## Start Raw data
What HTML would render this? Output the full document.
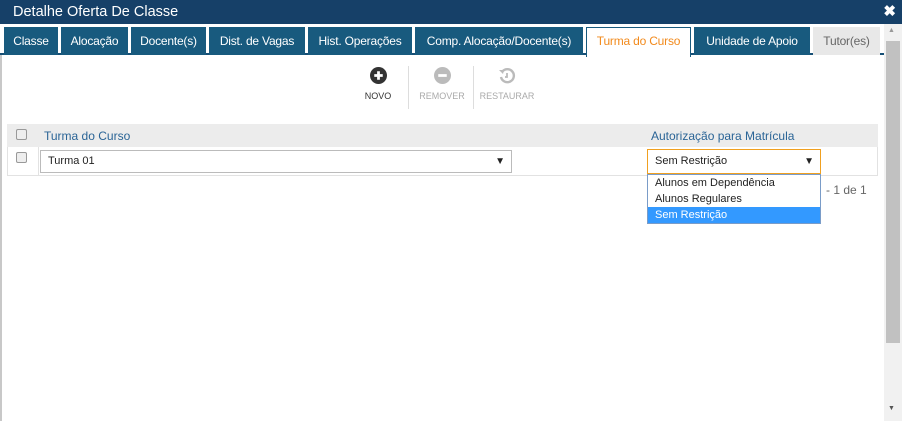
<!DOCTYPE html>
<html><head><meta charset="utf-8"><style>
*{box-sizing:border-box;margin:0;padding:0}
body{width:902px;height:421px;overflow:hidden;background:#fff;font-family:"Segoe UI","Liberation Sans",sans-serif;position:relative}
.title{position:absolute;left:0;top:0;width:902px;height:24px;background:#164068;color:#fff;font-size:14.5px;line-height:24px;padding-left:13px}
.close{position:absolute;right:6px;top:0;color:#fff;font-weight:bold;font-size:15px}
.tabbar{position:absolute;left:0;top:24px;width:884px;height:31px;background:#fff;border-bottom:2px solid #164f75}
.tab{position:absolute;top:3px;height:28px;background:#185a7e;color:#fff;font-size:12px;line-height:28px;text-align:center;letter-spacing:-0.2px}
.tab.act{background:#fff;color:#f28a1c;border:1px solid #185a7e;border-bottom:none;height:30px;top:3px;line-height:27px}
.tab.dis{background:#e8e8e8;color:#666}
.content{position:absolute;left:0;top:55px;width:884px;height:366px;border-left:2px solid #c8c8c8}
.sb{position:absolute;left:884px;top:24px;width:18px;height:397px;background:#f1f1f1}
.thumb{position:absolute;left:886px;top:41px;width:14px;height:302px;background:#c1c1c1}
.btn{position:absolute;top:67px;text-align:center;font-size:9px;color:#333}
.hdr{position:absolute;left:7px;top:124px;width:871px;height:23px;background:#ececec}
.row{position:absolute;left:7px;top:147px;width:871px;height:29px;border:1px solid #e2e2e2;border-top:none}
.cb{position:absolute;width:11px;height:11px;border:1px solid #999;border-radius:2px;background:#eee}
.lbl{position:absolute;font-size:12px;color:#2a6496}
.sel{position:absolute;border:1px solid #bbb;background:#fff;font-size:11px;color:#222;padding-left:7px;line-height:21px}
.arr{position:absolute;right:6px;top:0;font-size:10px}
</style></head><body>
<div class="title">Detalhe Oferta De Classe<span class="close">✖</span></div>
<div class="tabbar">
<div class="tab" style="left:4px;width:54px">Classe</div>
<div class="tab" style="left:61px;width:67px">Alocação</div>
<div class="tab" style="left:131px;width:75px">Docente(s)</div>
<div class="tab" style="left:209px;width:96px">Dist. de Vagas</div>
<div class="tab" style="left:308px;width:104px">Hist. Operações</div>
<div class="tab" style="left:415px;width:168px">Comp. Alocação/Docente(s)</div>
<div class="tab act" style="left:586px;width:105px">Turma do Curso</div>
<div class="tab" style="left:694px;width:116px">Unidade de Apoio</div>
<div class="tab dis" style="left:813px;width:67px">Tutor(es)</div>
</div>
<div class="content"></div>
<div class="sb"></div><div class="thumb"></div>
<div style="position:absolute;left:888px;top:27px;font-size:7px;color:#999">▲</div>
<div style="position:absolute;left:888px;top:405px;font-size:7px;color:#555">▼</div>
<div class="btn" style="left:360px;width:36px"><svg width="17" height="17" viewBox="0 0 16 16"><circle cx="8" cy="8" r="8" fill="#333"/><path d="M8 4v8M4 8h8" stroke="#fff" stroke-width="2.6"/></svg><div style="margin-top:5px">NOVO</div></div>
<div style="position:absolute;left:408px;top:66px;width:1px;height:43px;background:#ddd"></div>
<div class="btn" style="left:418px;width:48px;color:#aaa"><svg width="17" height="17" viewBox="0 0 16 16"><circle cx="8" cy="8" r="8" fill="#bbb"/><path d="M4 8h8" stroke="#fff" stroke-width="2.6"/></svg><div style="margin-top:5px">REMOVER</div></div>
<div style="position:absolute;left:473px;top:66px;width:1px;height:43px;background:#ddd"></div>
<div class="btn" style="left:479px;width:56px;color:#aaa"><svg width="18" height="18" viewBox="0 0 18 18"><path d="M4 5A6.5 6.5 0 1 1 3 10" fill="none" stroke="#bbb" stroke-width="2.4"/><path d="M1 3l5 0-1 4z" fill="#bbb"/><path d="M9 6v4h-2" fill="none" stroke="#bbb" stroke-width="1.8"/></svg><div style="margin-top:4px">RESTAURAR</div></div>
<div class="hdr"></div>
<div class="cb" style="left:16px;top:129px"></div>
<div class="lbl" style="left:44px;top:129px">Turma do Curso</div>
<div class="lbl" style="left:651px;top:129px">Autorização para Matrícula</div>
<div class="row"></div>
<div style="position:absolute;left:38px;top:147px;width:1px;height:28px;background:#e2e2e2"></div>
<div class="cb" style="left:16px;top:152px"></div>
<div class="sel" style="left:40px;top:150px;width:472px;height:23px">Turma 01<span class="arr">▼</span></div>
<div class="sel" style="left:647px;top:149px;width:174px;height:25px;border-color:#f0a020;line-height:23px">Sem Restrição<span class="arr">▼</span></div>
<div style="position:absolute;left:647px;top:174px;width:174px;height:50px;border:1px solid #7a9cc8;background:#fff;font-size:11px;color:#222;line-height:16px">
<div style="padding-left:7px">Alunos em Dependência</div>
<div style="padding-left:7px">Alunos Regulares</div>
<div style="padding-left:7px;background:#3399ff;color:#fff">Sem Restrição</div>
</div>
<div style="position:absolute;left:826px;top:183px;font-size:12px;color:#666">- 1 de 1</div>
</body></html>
## End Raw data
● Problem to solve:
Write out each line of the data exactly; the images should be left out.

● Answer below:
What HTML would render this? Output the full document.
<!DOCTYPE html>
<html><head><meta charset="utf-8"><style>
*{box-sizing:border-box;margin:0;padding:0}
body{width:902px;height:421px;overflow:hidden;background:#fff;font-family:"Segoe UI","Liberation Sans",sans-serif;position:relative}
.title{position:absolute;left:0;top:0;width:902px;height:24px;background:#164068;color:#fff;font-size:14.5px;line-height:24px;padding-left:13px}
.close{position:absolute;right:6px;top:0;color:#fff;font-weight:bold;font-size:15px}
.tabbar{position:absolute;left:0;top:24px;width:884px;height:31px;background:#fff;border-bottom:2px solid #164f75}
.tab{position:absolute;top:3px;height:28px;background:#185a7e;color:#fff;font-size:12px;line-height:28px;text-align:center;letter-spacing:-0.2px}
.tab.act{background:#fff;color:#f28a1c;border:1px solid #185a7e;border-bottom:none;height:30px;top:3px;line-height:27px}
.tab.dis{background:#e8e8e8;color:#666}
.content{position:absolute;left:0;top:55px;width:884px;height:366px;border-left:2px solid #c8c8c8}
.sb{position:absolute;left:884px;top:24px;width:18px;height:397px;background:#f1f1f1}
.thumb{position:absolute;left:886px;top:41px;width:14px;height:302px;background:#c1c1c1}
.btn{position:absolute;top:67px;text-align:center;font-size:9px;color:#333}
.hdr{position:absolute;left:7px;top:124px;width:871px;height:23px;background:#ececec}
.row{position:absolute;left:7px;top:147px;width:871px;height:29px;border:1px solid #e2e2e2;border-top:none}
.cb{position:absolute;width:11px;height:11px;border:1px solid #999;border-radius:2px;background:#eee}
.lbl{position:absolute;font-size:12px;color:#2a6496}
.sel{position:absolute;border:1px solid #bbb;background:#fff;font-size:11px;color:#222;padding-left:7px;line-height:21px}
.arr{position:absolute;right:6px;top:0;font-size:10px}
</style></head><body>
<div class="title">Detalhe Oferta De Classe<span class="close">✖</span></div>
<div class="tabbar">
<div class="tab" style="left:4px;width:54px">Classe</div>
<div class="tab" style="left:61px;width:67px">Alocação</div>
<div class="tab" style="left:131px;width:75px">Docente(s)</div>
<div class="tab" style="left:209px;width:96px">Dist. de Vagas</div>
<div class="tab" style="left:308px;width:104px">Hist. Operações</div>
<div class="tab" style="left:415px;width:168px">Comp. Alocação/Docente(s)</div>
<div class="tab act" style="left:586px;width:105px">Turma do Curso</div>
<div class="tab" style="left:694px;width:116px">Unidade de Apoio</div>
<div class="tab dis" style="left:813px;width:67px">Tutor(es)</div>
</div>
<div class="content"></div>
<div class="sb"></div><div class="thumb"></div>
<div style="position:absolute;left:888px;top:27px;font-size:7px;color:#999">▲</div>
<div style="position:absolute;left:888px;top:405px;font-size:7px;color:#555">▼</div>
<div class="btn" style="left:360px;width:36px"><svg width="17" height="17" viewBox="0 0 16 16"><circle cx="8" cy="8" r="8" fill="#333"/><path d="M8 4v8M4 8h8" stroke="#fff" stroke-width="2.6"/></svg><div style="margin-top:5px">NOVO</div></div>
<div style="position:absolute;left:408px;top:66px;width:1px;height:43px;background:#ddd"></div>
<div class="btn" style="left:418px;width:48px;color:#aaa"><svg width="17" height="17" viewBox="0 0 16 16"><circle cx="8" cy="8" r="8" fill="#bbb"/><path d="M4 8h8" stroke="#fff" stroke-width="2.6"/></svg><div style="margin-top:5px">REMOVER</div></div>
<div style="position:absolute;left:473px;top:66px;width:1px;height:43px;background:#ddd"></div>
<div class="btn" style="left:479px;width:56px;color:#aaa"><svg width="18" height="18" viewBox="0 0 18 18"><path d="M4 5A6.5 6.5 0 1 1 3 10" fill="none" stroke="#bbb" stroke-width="2.4"/><path d="M1 3l5 0-1 4z" fill="#bbb"/><path d="M9 6v4h-2" fill="none" stroke="#bbb" stroke-width="1.8"/></svg><div style="margin-top:4px">RESTAURAR</div></div>
<div class="hdr"></div>
<div class="cb" style="left:16px;top:129px"></div>
<div class="lbl" style="left:44px;top:129px">Turma do Curso</div>
<div class="lbl" style="left:651px;top:129px">Autorização para Matrícula</div>
<div class="row"></div>
<div style="position:absolute;left:38px;top:147px;width:1px;height:28px;background:#e2e2e2"></div>
<div class="cb" style="left:16px;top:152px"></div>
<div class="sel" style="left:40px;top:150px;width:472px;height:23px">Turma 01<span class="arr">▼</span></div>
<div class="sel" style="left:647px;top:149px;width:174px;height:25px;border-color:#f0a020;line-height:23px">Sem Restrição<span class="arr">▼</span></div>
<div style="position:absolute;left:647px;top:174px;width:174px;height:50px;border:1px solid #7a9cc8;background:#fff;font-size:11px;color:#222;line-height:16px">
<div style="padding-left:7px">Alunos em Dependência</div>
<div style="padding-left:7px">Alunos Regulares</div>
<div style="padding-left:7px;background:#3399ff;color:#fff">Sem Restrição</div>
</div>
<div style="position:absolute;left:826px;top:183px;font-size:12px;color:#666">- 1 de 1</div>
</body></html>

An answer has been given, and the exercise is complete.